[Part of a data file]
■ ■ ■ ■ ■

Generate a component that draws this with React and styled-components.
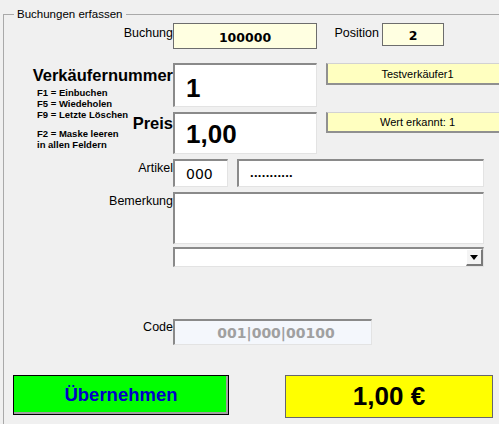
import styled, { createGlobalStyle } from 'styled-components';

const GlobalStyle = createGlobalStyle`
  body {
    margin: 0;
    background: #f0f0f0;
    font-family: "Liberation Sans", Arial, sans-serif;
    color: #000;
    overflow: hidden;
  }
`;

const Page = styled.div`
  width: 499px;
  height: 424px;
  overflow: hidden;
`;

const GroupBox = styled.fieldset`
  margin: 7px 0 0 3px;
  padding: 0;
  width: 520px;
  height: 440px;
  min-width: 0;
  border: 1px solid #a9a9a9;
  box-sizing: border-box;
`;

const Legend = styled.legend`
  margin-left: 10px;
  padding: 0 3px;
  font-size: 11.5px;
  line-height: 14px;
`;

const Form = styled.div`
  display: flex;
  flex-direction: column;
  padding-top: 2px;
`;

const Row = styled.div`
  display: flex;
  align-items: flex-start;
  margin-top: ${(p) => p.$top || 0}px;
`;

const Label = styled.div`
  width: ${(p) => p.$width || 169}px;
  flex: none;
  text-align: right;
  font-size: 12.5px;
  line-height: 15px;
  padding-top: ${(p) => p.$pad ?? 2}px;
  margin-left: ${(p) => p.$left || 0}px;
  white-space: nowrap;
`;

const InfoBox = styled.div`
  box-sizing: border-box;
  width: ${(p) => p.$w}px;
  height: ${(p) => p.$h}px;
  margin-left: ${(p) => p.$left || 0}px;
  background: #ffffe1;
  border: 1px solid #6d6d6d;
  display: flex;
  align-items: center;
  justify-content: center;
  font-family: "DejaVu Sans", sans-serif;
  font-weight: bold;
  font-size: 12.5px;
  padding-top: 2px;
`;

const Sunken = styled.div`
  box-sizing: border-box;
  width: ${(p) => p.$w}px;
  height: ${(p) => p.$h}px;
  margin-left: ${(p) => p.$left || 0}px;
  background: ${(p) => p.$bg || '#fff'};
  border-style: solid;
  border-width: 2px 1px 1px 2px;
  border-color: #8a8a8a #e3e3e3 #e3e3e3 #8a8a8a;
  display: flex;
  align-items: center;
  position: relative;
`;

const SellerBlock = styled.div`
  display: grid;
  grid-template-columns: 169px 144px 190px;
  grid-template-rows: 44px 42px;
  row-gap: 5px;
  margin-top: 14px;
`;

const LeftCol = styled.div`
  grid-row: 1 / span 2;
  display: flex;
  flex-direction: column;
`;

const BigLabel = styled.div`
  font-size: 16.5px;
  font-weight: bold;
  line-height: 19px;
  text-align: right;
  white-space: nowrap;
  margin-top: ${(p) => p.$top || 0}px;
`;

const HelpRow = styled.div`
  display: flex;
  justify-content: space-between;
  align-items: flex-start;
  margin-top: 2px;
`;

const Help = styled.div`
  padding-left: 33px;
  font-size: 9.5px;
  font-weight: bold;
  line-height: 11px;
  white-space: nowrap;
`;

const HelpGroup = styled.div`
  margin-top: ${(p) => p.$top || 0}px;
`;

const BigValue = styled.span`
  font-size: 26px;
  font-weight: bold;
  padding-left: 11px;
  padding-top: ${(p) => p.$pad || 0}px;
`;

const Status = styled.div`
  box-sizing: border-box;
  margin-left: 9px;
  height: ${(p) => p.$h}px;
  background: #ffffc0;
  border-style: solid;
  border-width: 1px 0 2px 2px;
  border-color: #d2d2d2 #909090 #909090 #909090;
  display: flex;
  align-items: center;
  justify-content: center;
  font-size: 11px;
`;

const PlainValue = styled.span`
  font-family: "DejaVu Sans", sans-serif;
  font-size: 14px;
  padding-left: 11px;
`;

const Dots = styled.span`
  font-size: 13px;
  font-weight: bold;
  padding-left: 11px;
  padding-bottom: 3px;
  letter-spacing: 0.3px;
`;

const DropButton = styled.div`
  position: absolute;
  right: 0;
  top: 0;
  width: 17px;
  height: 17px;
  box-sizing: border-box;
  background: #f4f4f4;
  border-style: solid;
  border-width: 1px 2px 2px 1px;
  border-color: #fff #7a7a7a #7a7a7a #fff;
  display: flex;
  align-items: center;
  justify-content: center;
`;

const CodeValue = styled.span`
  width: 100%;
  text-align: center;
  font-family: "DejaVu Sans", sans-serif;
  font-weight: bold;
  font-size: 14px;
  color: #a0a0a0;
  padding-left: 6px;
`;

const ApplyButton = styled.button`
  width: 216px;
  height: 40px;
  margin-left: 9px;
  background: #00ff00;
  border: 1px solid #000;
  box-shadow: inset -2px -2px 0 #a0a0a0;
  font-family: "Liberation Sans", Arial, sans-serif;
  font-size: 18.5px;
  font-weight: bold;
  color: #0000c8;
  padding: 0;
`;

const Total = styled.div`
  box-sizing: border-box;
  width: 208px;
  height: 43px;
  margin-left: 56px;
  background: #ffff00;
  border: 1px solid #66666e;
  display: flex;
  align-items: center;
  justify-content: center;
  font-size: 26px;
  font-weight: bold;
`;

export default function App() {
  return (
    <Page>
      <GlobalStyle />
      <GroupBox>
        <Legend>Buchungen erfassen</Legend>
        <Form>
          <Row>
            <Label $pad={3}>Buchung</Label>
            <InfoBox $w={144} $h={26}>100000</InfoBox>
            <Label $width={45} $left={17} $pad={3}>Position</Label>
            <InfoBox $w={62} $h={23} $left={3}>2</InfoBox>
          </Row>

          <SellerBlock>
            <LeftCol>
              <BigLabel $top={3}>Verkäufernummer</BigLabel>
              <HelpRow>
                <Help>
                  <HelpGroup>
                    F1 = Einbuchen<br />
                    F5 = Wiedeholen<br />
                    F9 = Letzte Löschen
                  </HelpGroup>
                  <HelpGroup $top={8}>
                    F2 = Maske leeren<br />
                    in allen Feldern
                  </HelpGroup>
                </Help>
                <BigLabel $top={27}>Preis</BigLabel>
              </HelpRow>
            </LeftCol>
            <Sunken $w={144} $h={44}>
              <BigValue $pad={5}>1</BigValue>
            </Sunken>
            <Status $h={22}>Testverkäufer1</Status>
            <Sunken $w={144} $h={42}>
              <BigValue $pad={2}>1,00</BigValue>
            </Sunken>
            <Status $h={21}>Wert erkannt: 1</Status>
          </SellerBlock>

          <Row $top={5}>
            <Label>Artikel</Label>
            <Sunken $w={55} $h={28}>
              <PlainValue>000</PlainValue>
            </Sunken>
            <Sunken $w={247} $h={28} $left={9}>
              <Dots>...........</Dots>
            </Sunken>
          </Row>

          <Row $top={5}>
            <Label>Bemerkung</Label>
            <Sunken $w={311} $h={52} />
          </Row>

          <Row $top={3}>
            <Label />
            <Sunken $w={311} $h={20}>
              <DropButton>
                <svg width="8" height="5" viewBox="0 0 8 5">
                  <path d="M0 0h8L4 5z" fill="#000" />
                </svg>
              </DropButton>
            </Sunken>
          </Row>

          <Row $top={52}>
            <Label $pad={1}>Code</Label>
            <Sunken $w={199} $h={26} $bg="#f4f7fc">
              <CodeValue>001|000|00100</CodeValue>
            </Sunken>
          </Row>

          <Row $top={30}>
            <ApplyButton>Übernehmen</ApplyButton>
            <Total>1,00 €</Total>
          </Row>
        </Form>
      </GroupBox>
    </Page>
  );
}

■ ■ ■ ■ ■

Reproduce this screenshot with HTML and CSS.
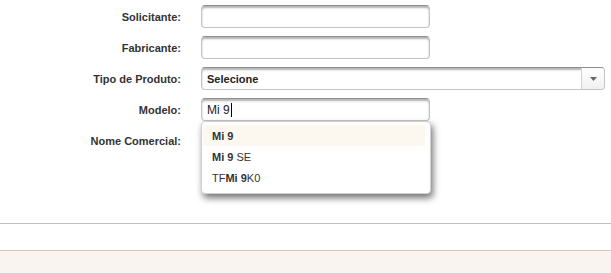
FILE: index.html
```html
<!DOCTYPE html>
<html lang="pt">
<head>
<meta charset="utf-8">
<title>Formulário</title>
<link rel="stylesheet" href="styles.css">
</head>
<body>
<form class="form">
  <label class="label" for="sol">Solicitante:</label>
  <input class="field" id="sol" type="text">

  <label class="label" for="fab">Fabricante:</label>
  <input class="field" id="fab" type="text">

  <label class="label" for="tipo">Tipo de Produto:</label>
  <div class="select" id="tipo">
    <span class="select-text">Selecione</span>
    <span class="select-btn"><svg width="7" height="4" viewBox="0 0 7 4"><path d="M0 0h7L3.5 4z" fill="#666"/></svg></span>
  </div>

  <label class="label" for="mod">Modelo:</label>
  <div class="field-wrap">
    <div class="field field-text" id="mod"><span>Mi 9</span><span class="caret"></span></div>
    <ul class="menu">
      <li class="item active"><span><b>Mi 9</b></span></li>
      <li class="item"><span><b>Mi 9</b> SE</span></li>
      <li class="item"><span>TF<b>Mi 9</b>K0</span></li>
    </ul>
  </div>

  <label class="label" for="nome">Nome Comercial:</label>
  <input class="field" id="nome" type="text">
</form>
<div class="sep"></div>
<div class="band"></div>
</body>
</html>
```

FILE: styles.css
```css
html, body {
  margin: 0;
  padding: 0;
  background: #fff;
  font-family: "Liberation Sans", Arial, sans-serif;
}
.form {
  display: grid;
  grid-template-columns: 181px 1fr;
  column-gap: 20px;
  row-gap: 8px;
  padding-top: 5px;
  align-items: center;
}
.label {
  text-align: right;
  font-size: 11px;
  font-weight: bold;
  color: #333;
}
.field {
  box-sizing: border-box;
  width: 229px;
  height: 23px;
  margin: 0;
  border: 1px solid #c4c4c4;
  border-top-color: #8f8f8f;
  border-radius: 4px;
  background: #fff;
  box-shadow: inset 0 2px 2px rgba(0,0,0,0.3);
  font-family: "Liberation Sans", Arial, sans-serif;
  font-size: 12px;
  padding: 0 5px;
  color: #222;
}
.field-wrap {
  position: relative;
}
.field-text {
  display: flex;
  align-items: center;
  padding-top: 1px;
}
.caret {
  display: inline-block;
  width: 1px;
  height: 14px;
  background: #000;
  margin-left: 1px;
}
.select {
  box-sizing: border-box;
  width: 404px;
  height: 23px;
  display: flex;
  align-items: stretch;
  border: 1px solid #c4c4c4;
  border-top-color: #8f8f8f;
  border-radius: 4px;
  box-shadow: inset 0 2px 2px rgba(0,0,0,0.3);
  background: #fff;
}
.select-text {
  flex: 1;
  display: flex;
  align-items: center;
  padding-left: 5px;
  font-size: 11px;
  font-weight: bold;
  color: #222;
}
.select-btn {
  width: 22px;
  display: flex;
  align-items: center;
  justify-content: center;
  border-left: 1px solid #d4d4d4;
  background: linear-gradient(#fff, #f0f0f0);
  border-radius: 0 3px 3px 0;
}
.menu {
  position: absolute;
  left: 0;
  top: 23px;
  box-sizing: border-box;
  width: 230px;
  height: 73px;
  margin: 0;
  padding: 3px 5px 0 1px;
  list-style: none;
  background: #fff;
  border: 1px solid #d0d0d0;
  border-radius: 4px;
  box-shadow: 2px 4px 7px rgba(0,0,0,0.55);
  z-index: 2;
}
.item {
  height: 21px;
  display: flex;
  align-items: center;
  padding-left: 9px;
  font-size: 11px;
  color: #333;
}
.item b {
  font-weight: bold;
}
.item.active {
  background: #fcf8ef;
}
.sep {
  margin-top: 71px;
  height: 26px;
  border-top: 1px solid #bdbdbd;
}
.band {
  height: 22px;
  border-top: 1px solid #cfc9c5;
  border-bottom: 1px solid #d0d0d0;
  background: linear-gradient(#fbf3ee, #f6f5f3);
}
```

■ ■ ■ ■ ■

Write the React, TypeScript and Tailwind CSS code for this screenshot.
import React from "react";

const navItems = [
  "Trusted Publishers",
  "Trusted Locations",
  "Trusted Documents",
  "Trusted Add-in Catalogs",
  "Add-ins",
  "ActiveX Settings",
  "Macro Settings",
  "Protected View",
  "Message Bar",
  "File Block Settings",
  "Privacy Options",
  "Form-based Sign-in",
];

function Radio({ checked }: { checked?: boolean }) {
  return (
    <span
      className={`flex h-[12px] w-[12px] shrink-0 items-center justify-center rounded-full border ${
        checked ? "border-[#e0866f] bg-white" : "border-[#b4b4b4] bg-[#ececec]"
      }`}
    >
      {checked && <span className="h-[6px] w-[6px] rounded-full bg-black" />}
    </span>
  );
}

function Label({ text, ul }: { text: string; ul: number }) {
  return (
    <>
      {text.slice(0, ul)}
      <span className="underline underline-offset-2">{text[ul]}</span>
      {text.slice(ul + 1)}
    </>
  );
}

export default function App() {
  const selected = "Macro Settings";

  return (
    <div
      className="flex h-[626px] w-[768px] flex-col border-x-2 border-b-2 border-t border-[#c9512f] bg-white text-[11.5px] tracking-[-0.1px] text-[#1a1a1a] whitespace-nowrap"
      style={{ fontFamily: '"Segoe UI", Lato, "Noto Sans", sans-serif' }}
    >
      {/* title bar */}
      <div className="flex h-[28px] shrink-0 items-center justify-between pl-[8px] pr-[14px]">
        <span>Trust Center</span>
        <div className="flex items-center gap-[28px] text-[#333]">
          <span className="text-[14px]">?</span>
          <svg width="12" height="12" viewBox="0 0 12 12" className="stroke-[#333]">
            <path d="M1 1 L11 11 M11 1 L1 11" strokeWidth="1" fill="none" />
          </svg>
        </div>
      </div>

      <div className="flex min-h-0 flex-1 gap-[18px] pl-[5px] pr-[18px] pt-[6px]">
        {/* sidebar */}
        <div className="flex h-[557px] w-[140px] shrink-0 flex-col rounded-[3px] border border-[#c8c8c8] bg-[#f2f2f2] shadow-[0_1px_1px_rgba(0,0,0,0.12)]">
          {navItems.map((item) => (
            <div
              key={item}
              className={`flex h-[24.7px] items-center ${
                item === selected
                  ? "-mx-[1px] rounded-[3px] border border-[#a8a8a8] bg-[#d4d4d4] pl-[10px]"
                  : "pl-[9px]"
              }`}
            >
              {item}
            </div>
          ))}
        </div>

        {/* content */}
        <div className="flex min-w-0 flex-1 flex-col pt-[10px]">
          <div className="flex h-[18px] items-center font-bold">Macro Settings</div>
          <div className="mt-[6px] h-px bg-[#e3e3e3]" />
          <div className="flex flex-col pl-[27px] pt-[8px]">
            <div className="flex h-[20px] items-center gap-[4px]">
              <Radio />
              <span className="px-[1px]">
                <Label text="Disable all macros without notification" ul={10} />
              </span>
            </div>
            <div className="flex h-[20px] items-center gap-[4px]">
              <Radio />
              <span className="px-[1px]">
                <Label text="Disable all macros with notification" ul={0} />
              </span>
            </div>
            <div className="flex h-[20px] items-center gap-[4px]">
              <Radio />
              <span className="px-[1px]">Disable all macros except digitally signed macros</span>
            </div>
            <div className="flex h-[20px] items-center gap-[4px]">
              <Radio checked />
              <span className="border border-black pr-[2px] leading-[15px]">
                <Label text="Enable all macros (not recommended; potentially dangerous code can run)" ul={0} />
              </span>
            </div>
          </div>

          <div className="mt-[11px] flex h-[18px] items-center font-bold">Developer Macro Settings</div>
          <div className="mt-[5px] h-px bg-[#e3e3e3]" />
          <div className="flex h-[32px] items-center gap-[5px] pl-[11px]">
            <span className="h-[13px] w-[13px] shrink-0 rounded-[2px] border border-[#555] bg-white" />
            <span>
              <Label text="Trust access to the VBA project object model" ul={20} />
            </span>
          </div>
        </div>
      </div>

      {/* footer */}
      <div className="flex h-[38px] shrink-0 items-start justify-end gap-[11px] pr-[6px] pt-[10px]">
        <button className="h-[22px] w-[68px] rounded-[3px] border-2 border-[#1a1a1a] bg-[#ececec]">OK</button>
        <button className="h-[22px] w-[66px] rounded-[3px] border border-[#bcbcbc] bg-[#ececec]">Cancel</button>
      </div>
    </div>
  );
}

■ ■ ■ ■ ■

* TASK PROMPT:
Review the material and copy each line in which the word "React" appears.

* OUTPUT BELOW:
Generate a component that draws this with React and styled-components.
Write the React, TypeScript and Tailwind CSS code for this screenshot.
import React from "react";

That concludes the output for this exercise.